– Roy Beepat lauds ‘phenomenal’ business climate
By Tamica Garnett
OWNER of the Giftland Mall Roy Beepat on Friday announced that plans are afoot to build a 12-storey, 400-room, multibillion-dollar Radisson Blu Hotel next to the Giftland Mall.
The Radisson Blu is one of seven distinctive hotel brands under the US-headquartered Radisson Hotel Group, one of the largest and most dynamic hotel groups in the world, with over 1,100 hotels in destinations globally.
The investment, Beepat said, is expected to be somewhere in the vicinity of US$80 – 100 million, and the building is set to be situated on a section of the Giftland Mall’s current parking lot.

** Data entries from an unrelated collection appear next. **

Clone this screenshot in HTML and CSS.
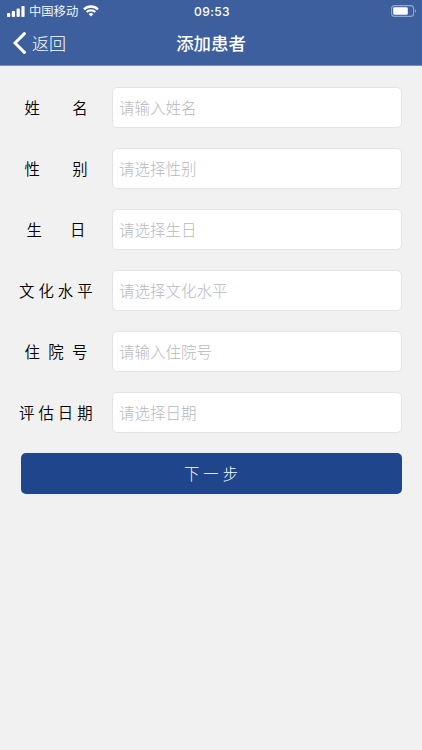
FILE: index.html
```
<!DOCTYPE html>
<html lang="zh-CN">
<head>
    <meta charset="UTF-8">
    <meta name="viewport" content="width=device-width, initial-scale=1.0">
    <title>添加患者</title>
    <link rel="stylesheet" href="styles.css">
</head>
<body>
    <header class="header">
        <div class="status-bar">
            <div class="carrier">
                <svg class="signal" width="18" height="11" viewBox="0 0 18 11" fill="#fff">
                    <rect x="0" y="7" width="3.2" height="4" rx="0.8"/>
                    <rect x="4.8" y="5" width="3.2" height="6" rx="0.8"/>
                    <rect x="9.6" y="2.6" width="3.2" height="8.4" rx="0.8"/>
                    <rect x="14.4" y="0" width="3.2" height="11" rx="0.8"/>
                </svg>
                <span class="carrier-name">中国移动</span>
                <svg class="wifi" width="16" height="12" viewBox="0 0 16 12" fill="none" stroke="#fff">
                    <path d="M1 4.3a10 10 0 0 1 14 0" stroke-width="2.4"/>
                    <path d="M3.7 7.1a6.1 6.1 0 0 1 8.6 0" stroke-width="2.1"/>
                    <path d="M8 11.4L5.6 9.1a3.4 3.4 0 0 1 4.8 0z" fill="#fff" stroke="none"/>
                </svg>
            </div>
            <span class="time">09:53</span>
            <svg class="battery" width="26" height="12" viewBox="0 0 26 12">
                <rect x="0.6" y="0.6" width="22" height="10.8" rx="3" fill="none" stroke="#93a6cb" stroke-width="1.1"/>
                <rect x="2.2" y="2.2" width="14.6" height="7.6" rx="1.4" fill="#fff"/>
                <path d="M24 4.2v3.6c1.4-.6 1.4-3 0-3.6z" fill="#93a6cb"/>
            </svg>
        </div>
        <div class="nav-bar">
            <a class="back" href="#">
                <svg width="13" height="22" viewBox="0 0 13 22" fill="none" stroke="#fff" stroke-width="3" stroke-linecap="round">
                    <path d="M11.4 1.6L2 11L11.4 20.4"/>
                </svg>
                <span>返回</span>
            </a>
            <h1 class="title">添加患者</h1>
        </div>
    </header>
    <form class="form">
        <div class="row">
            <label class="label wide" for="name">姓名</label>
            <input class="field" id="name" type="text" placeholder="请输入姓名">
        </div>
        <div class="row">
            <label class="label wide" for="sex">性别</label>
            <input class="field" id="sex" type="text" placeholder="请选择性别" readonly>
        </div>
        <div class="row">
            <label class="label birthday" for="birthday">生日</label>
            <input class="field" id="birthday" type="text" placeholder="请选择生日" readonly>
        </div>
        <div class="row">
            <label class="label" for="education">文化水平</label>
            <input class="field" id="education" type="text" placeholder="请选择文化水平" readonly>
        </div>
        <div class="row">
            <label class="label three" for="number">住院号</label>
            <input class="field" id="number" type="text" placeholder="请输入住院号">
        </div>
        <div class="row">
            <label class="label" for="date">评估日期</label>
            <input class="field" id="date" type="text" placeholder="请选择日期" readonly>
        </div>
        <button class="next" type="button">下一步</button>
    </form>
</body>
</html>
```
FILE: styles.css
```
* {
    box-sizing: border-box;
}
body {
    margin: 0;
    min-height: 750px;
    background-color: #f1f1f1;
    color: #000;
    font-family: "Noto Sans CJK SC", sans-serif;
}
.header {
    height: 66px;
    background-color: #3e5f9e;
    border-bottom: 1px solid #7b8fb9;
    color: #fff;
}
.status-bar,
.nav-bar {
    display: grid;
    grid-template-columns: 1fr auto 1fr;
    align-items: center;
}
.status-bar {
    height: 21px;
    padding: 0 5px 0 7px;
}
.carrier {
    display: flex;
    align-items: center;
}
.carrier-name {
    margin: 0 5px 0 4px;
    padding-top: 1px;
    font-size: 12.3px;
    font-weight: 350;
    line-height: 21px;
}
.time {
    font-family: Inter, sans-serif;
    font-size: 12px;
    font-weight: 500;
    line-height: 21px;
    letter-spacing: 0.4px;
}
.battery {
    justify-self: end;
}
.nav-bar {
    height: 43px;
    padding: 0 13px;
}
.back {
    display: flex;
    align-items: center;
    gap: 6px;
    color: #fff;
    font-size: 17px;
    line-height: 24px;
    font-weight: 300;
    text-decoration: none;
}
.title {
    margin: 0;
    font-size: 17.4px;
    line-height: 24px;
    font-weight: 500;
}
.form {
    display: flex;
    flex-direction: column;
    gap: 20px;
    padding: 21px 20.5px 0 19px;
}
.row {
    display: flex;
    align-items: center;
    height: 41px;
}
.label {
    width: 93px;
    padding-bottom: 2px;
    font-size: 15.4px;
    font-weight: 350;
    letter-spacing: 4px;
    white-space: nowrap;
}
.label.wide {
    padding-left: 5.5px;
    letter-spacing: 32.4px;
}
.label.birthday {
    padding-left: 7.5px;
    letter-spacing: 28.2px;
}
.label.three {
    padding-left: 5.5px;
    letter-spacing: 8.4px;
}
.field {
    flex: 1;
    min-width: 0;
    height: 41px;
    padding: 0 6px 2px;
    border: 1px solid #e4e4e4;
    border-radius: 5px;
    background-color: #fff;
    font-family: inherit;
    font-size: 15.5px;
    font-weight: 300;
    outline: none;
}
.field::placeholder {
    color: #b8b8bc;
}
.next {
    height: 41px;
    margin-left: 1.5px;
    padding: 0 0 2px 4px;
    border: none;
    border-radius: 5px;
    background-color: #1f458d;
    color: #fff;
    font-family: inherit;
    font-size: 15.4px;
    font-weight: 300;
    letter-spacing: 4px;
}
```
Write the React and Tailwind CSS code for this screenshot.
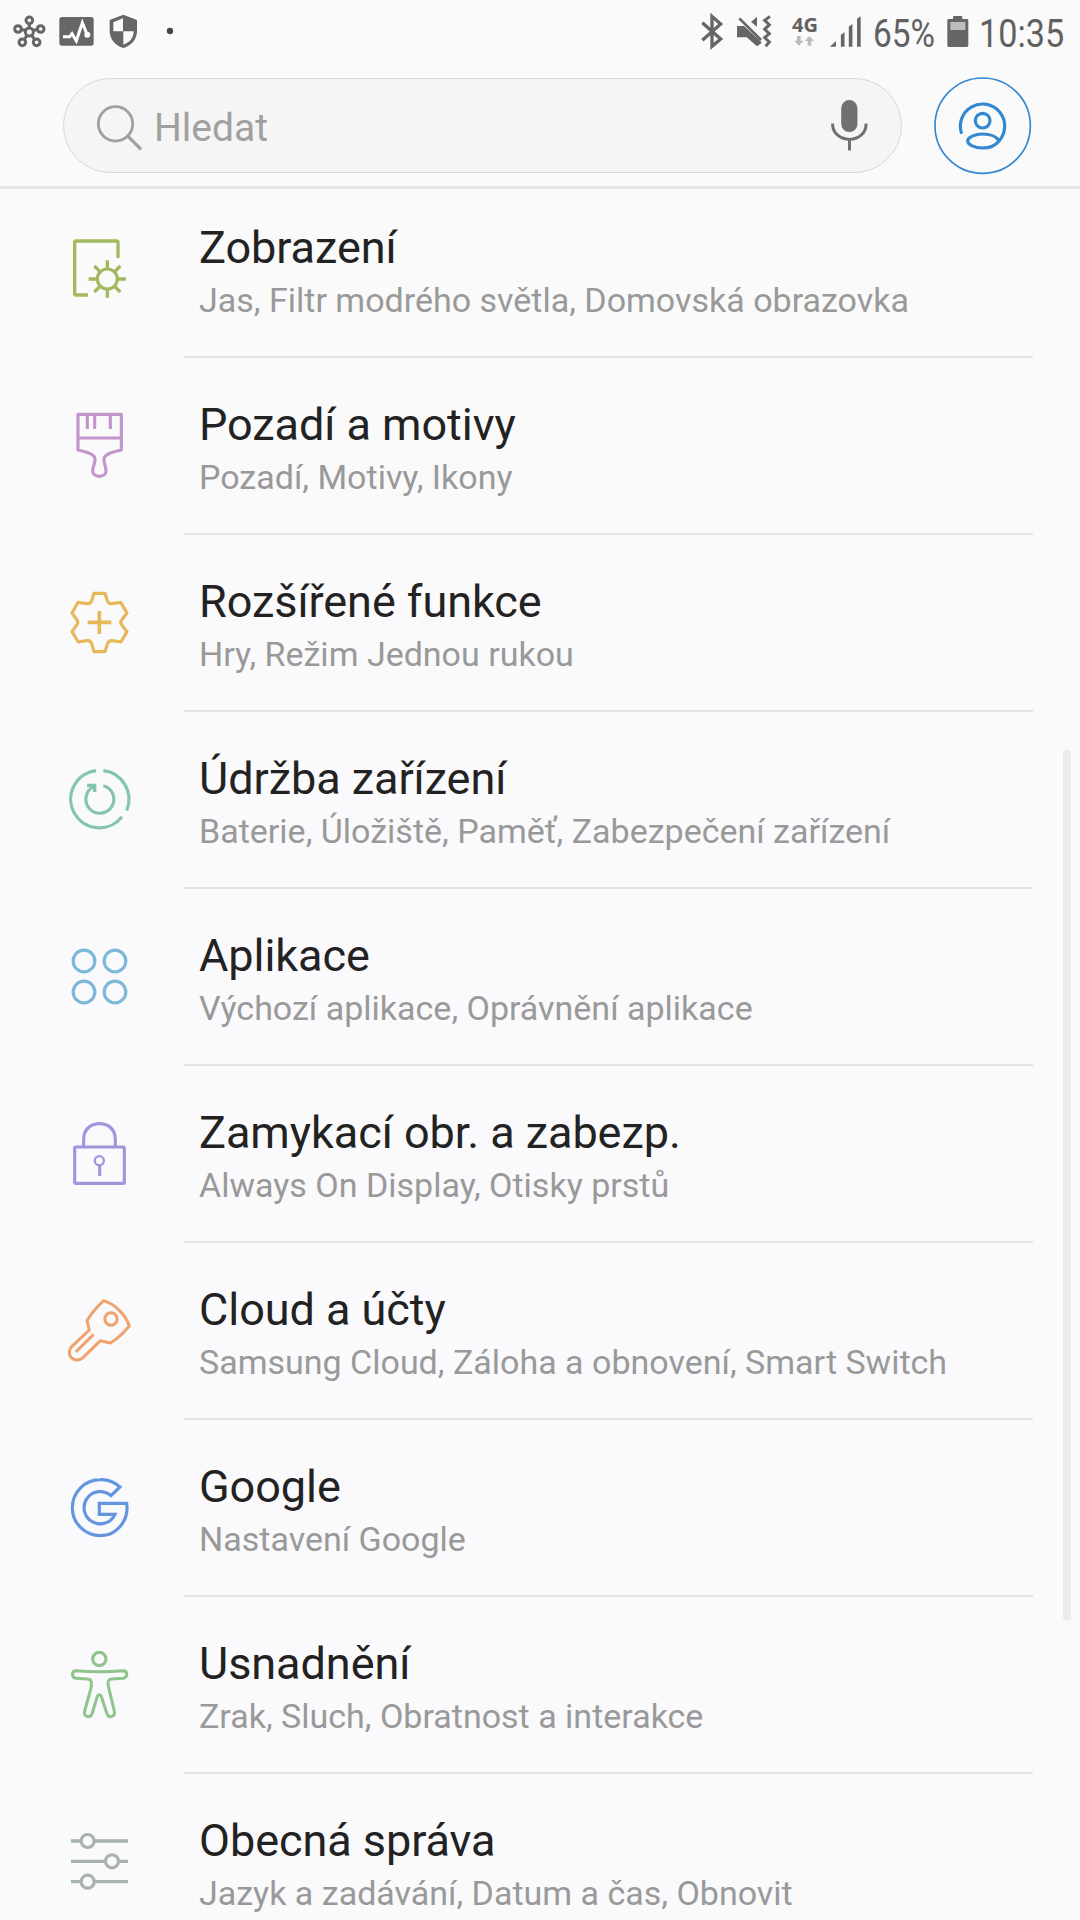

“We have three acres on the car park; that’s about 130,000 square feet. We’re only going to use 90,000 square feet of that, but we’re going up 12 floors, which would give us over one million square feet in space,” Beepat explained of the grand plans for the Hotel.
He added: “Four floors will be hotels with 100 rooms each. We’ll also have 200 apartments and rooms for things such as banqueting, conferencing, and business floors with business services. We’re hoping to bring five fast casual restaurants, such as Red Lobster, Olive Garden, Banana Breeze.”
Describing the business environment as “phenomenal”, Beepat said there is no time like the present to get involved in major investments in Guyana.
“There’s nobody in business who I’ve spoken to who isn’t overjoyed with the direction the country is going,” Beepat said, adding:
“The Giftland Group will continue to expand on different areas and avenues, which were previously looked at but weren’t feasible at the time, but now is, due to the upcoming demand, and the change in the economic climate. We’re so optimistic, and we understand that there is going to be need for more hotel rooms, so we had our application for a 400-room Radisson Blu five-star hotel that will be going up in the next few years.”
Beepat also commended the Government for playing its part in fostering an encouraging business environment, especially for local investors, as they, too, try to get in on the pie.
“We have a Government that understands business, and they’re doing everything within their power to make sure it flows. The fact, that they’ve put an ease on so much taxes makes it easier for consumers to spend. So the environment is filled with optimism,” Beepat said.
All forecasts have been predicting massive growth in Guyana’s economy over the next few years, due to the country’s recent but abundant oil and gas industry, for which production began last year. Guyana, with its new-found oil wealth, is on the cusp of economic transformation, and has already received the title of “investment capital of the region and possibly the world”.
Several investors have particularly been focused on the hotel industry.
The Government had recently put out Expressions of Interest (EOIs)and requests for proposals for investors to build hotels in Guyana. The aim, as outlined by the President, Dr. Irfaan Ali, is to provide at least 2,000 first-class rooms, making Guyana “a conventional destination”.
Aside from the Radisson brand, some of the key players in the hotel industry, like the Hyatt Hotels Corporation, and the Hilton Hotels and Resorts, are said to have already submitted EoIs to the Government of Guyana.
Beepat noted that aside from this newest project by the Giftland Group, plans are also in the works for a major overhaul of the Giftland Department Stores, and the expansion of Giftland’s FoodMaxx Supermarket brand.
“The Foodmaxx Supermarket, we plan to make that the Number One supermarket in the Caribbean by next year. Right now, we have been gaining tremendous market share; most of our customers say it’s a phenomenal experience,” Beepat said.
This year, amidst closed doors and a severe decline in business, due to the COVID-19 pandemic, the Giftland Mall celebrated its fifth anniversary since opening at its Liliendaal, East Coast Demerara location.
Though there was not much of a celebration due to that situation, Beepat noted that the year does mark a turning point for the business, and has paved a clearer path for expansion and development.
“For the first five years, we suffered because the cost of building the Mall had its effects on our goods and services. But we’re now past that, so we’re looking to be the old Giftland, like we were on Water Street, where anything you can imagine you can get here,” Beepat said.
“In terms of Giftland Stores, we want a complete re-do. The stores have been there five years, so we’re going to completely refurbish it, and bring it into a more modern unit, and increase our product line,” he added.
As pertains to challenges during the COVID-19 pandemic, Beepat said the hardest for him was having to put staff on the breadline, as the business navigated the pandemic. However, things are now turning towards a brighter future.
“I think we all faced challenges, and having our staff on the breadline. We tried as much as we could to keep as many as possible employed, and we have been able to bring all of our staff back on. That was our biggest challenge,” Beepat said.